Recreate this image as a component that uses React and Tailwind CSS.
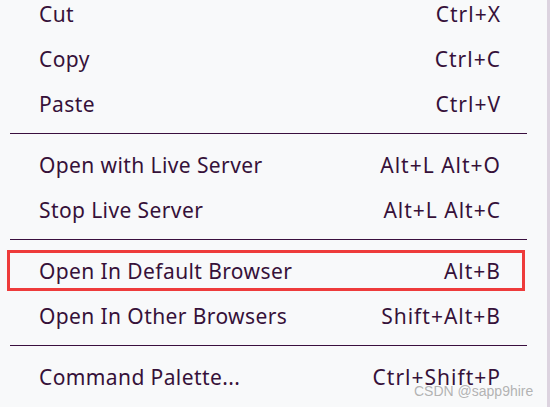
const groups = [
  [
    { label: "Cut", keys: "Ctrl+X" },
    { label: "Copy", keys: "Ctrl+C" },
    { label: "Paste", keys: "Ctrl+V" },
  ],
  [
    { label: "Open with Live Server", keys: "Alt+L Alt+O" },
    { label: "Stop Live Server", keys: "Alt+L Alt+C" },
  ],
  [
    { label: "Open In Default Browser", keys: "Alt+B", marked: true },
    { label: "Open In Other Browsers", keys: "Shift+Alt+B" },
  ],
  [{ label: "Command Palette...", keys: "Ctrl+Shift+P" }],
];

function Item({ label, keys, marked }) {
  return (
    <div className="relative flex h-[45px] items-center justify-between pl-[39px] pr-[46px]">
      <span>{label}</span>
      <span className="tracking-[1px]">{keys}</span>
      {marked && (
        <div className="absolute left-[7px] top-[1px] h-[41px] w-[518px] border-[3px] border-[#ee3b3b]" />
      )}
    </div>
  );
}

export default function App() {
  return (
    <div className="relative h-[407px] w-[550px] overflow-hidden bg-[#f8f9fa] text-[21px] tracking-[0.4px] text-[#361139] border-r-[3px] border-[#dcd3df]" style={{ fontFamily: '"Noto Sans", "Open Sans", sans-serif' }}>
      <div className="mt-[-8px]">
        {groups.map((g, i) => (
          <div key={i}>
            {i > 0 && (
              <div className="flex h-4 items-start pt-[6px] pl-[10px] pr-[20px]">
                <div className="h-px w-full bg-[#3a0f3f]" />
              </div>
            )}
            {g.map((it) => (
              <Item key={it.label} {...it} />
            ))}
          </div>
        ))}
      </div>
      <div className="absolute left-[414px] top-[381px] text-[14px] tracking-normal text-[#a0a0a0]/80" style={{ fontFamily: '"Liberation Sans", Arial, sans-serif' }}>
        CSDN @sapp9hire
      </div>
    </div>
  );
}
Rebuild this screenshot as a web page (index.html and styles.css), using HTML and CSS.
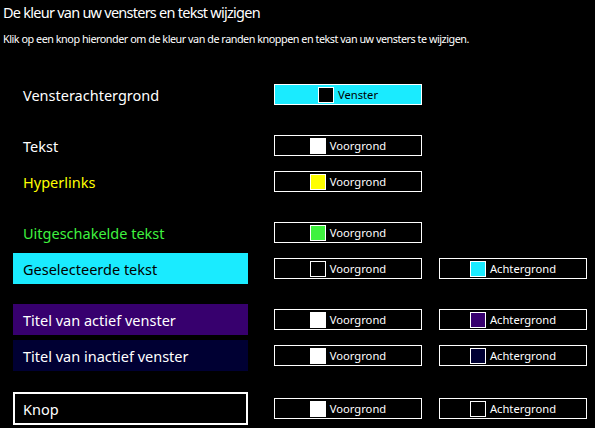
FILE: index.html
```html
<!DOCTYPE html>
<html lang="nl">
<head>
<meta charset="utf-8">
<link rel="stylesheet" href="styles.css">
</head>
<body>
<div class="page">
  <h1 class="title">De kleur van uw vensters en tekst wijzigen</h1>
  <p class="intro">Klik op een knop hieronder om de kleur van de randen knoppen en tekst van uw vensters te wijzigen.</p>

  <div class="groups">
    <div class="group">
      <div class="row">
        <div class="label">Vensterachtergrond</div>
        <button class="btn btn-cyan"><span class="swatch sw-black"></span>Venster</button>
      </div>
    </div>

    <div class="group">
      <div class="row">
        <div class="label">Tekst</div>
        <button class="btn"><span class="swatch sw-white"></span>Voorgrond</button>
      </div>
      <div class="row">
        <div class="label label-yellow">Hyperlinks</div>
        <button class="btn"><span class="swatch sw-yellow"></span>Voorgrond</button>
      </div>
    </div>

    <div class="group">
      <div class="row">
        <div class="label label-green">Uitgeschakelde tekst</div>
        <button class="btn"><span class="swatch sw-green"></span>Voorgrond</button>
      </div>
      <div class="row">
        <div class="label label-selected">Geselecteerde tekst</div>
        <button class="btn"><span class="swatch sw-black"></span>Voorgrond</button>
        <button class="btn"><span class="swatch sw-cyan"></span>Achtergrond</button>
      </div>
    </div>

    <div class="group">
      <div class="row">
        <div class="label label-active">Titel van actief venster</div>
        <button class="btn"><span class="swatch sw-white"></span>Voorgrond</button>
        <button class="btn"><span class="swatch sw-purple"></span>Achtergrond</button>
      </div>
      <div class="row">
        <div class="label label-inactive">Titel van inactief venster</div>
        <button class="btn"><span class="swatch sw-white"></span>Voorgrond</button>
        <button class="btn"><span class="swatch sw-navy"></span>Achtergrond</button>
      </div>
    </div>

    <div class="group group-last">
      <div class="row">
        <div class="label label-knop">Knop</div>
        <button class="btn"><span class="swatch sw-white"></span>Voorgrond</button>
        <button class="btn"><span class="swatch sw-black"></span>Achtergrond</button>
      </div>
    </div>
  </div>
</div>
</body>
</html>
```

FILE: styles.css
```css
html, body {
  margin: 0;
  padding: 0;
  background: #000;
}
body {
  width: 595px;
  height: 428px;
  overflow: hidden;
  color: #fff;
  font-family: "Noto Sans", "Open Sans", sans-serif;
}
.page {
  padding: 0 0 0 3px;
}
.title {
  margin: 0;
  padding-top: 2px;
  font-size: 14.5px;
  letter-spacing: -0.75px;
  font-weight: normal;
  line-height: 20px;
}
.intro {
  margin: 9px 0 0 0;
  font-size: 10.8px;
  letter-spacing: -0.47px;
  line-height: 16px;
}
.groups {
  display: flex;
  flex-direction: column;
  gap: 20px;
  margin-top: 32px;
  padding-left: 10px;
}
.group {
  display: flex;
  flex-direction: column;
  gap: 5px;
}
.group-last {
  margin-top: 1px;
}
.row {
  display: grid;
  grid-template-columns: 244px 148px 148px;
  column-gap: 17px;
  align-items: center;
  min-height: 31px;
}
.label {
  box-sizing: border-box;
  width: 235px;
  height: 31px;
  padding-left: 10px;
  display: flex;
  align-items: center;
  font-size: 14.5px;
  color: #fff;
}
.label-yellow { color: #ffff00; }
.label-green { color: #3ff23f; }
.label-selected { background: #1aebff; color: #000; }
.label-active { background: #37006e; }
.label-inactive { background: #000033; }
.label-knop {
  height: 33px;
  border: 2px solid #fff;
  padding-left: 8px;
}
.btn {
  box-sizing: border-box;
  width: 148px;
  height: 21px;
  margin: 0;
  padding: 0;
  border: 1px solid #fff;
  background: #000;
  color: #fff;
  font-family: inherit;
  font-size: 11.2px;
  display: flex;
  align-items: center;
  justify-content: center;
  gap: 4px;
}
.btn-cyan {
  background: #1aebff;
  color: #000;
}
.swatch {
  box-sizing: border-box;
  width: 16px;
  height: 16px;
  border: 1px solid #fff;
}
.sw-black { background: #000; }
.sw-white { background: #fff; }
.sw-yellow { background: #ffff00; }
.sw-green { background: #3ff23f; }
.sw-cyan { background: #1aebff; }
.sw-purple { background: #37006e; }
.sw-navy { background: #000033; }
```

**What is expected:** Images in the records should not be copied. Repeat all the rest exactly.

**Answer to the exercise:**
Recreate this image as a component that uses React and Tailwind CSS.
const groups = [
  [
    { label: "Cut", keys: "Ctrl+X" },
    { label: "Copy", keys: "Ctrl+C" },
    { label: "Paste", keys: "Ctrl+V" },
  ],
  [
    { label: "Open with Live Server", keys: "Alt+L Alt+O" },
    { label: "Stop Live Server", keys: "Alt+L Alt+C" },
  ],
  [
    { label: "Open In Default Browser", keys: "Alt+B", marked: true },
    { label: "Open In Other Browsers", keys: "Shift+Alt+B" },
  ],
  [{ label: "Command Palette...", keys: "Ctrl+Shift+P" }],
];

function Item({ label, keys, marked }) {
  return (
    <div className="relative flex h-[45px] items-center justify-between pl-[39px] pr-[46px]">
      <span>{label}</span>
      <span className="tracking-[1px]">{keys}</span>
      {marked && (
        <div className="absolute left-[7px] top-[1px] h-[41px] w-[518px] border-[3px] border-[#ee3b3b]" />
      )}
    </div>
  );
}

export default function App() {
  return (
    <div className="relative h-[407px] w-[550px] overflow-hidden bg-[#f8f9fa] text-[21px] tracking-[0.4px] text-[#361139] border-r-[3px] border-[#dcd3df]" style={{ fontFamily: '"Noto Sans", "Open Sans", sans-serif' }}>
      <div className="mt-[-8px]">
        {groups.map((g, i) => (
          <div key={i}>
            {i > 0 && (
              <div className="flex h-4 items-start pt-[6px] pl-[10px] pr-[20px]">
                <div className="h-px w-full bg-[#3a0f3f]" />
              </div>
            )}
            {g.map((it) => (
              <Item key={it.label} {...it} />
            ))}
          </div>
        ))}
      </div>
      <div className="absolute left-[414px] top-[381px] text-[14px] tracking-normal text-[#a0a0a0]/80" style={{ fontFamily: '"Liberation Sans", Arial, sans-serif' }}>
        CSDN @sapp9hire
      </div>
    </div>
  );
}
Rebuild this screenshot as a web page (index.html and styles.css), using HTML and CSS.
FILE: index.html
```html
<!DOCTYPE html>
<html lang="nl">
<head>
<meta charset="utf-8">
<link rel="stylesheet" href="styles.css">
</head>
<body>
<div class="page">
  <h1 class="title">De kleur van uw vensters en tekst wijzigen</h1>
  <p class="intro">Klik op een knop hieronder om de kleur van de randen knoppen en tekst van uw vensters te wijzigen.</p>

  <div class="groups">
    <div class="group">
      <div class="row">
        <div class="label">Vensterachtergrond</div>
        <button class="btn btn-cyan"><span class="swatch sw-black"></span>Venster</button>
      </div>
    </div>

    <div class="group">
      <div class="row">
        <div class="label">Tekst</div>
        <button class="btn"><span class="swatch sw-white"></span>Voorgrond</button>
      </div>
      <div class="row">
        <div class="label label-yellow">Hyperlinks</div>
        <button class="btn"><span class="swatch sw-yellow"></span>Voorgrond</button>
      </div>
    </div>

    <div class="group">
      <div class="row">
        <div class="label label-green">Uitgeschakelde tekst</div>
        <button class="btn"><span class="swatch sw-green"></span>Voorgrond</button>
      </div>
      <div class="row">
        <div class="label label-selected">Geselecteerde tekst</div>
        <button class="btn"><span class="swatch sw-black"></span>Voorgrond</button>
        <button class="btn"><span class="swatch sw-cyan"></span>Achtergrond</button>
      </div>
    </div>

    <div class="group">
      <div class="row">
        <div class="label label-active">Titel van actief venster</div>
        <button class="btn"><span class="swatch sw-white"></span>Voorgrond</button>
        <button class="btn"><span class="swatch sw-purple"></span>Achtergrond</button>
      </div>
      <div class="row">
        <div class="label label-inactive">Titel van inactief venster</div>
        <button class="btn"><span class="swatch sw-white"></span>Voorgrond</button>
        <button class="btn"><span class="swatch sw-navy"></span>Achtergrond</button>
      </div>
    </div>

    <div class="group group-last">
      <div class="row">
        <div class="label label-knop">Knop</div>
        <button class="btn"><span class="swatch sw-white"></span>Voorgrond</button>
        <button class="btn"><span class="swatch sw-black"></span>Achtergrond</button>
      </div>
    </div>
  </div>
</div>
</body>
</html>
```

FILE: styles.css
```css
html, body {
  margin: 0;
  padding: 0;
  background: #000;
}
body {
  width: 595px;
  height: 428px;
  overflow: hidden;
  color: #fff;
  font-family: "Noto Sans", "Open Sans", sans-serif;
}
.page {
  padding: 0 0 0 3px;
}
.title {
  margin: 0;
  padding-top: 2px;
  font-size: 14.5px;
  letter-spacing: -0.75px;
  font-weight: normal;
  line-height: 20px;
}
.intro {
  margin: 9px 0 0 0;
  font-size: 10.8px;
  letter-spacing: -0.47px;
  line-height: 16px;
}
.groups {
  display: flex;
  flex-direction: column;
  gap: 20px;
  margin-top: 32px;
  padding-left: 10px;
}
.group {
  display: flex;
  flex-direction: column;
  gap: 5px;
}
.group-last {
  margin-top: 1px;
}
.row {
  display: grid;
  grid-template-columns: 244px 148px 148px;
  column-gap: 17px;
  align-items: center;
  min-height: 31px;
}
.label {
  box-sizing: border-box;
  width: 235px;
  height: 31px;
  padding-left: 10px;
  display: flex;
  align-items: center;
  font-size: 14.5px;
  color: #fff;
}
.label-yellow { color: #ffff00; }
.label-green { color: #3ff23f; }
.label-selected { background: #1aebff; color: #000; }
.label-active { background: #37006e; }
.label-inactive { background: #000033; }
.label-knop {
  height: 33px;
  border: 2px solid #fff;
  padding-left: 8px;
}
.btn {
  box-sizing: border-box;
  width: 148px;
  height: 21px;
  margin: 0;
  padding: 0;
  border: 1px solid #fff;
  background: #000;
  color: #fff;
  font-family: inherit;
  font-size: 11.2px;
  display: flex;
  align-items: center;
  justify-content: center;
  gap: 4px;
}
.btn-cyan {
  background: #1aebff;
  color: #000;
}
.swatch {
  box-sizing: border-box;
  width: 16px;
  height: 16px;
  border: 1px solid #fff;
}
.sw-black { background: #000; }
.sw-white { background: #fff; }
.sw-yellow { background: #ffff00; }
.sw-green { background: #3ff23f; }
.sw-cyan { background: #1aebff; }
.sw-purple { background: #37006e; }
.sw-navy { background: #000033; }
```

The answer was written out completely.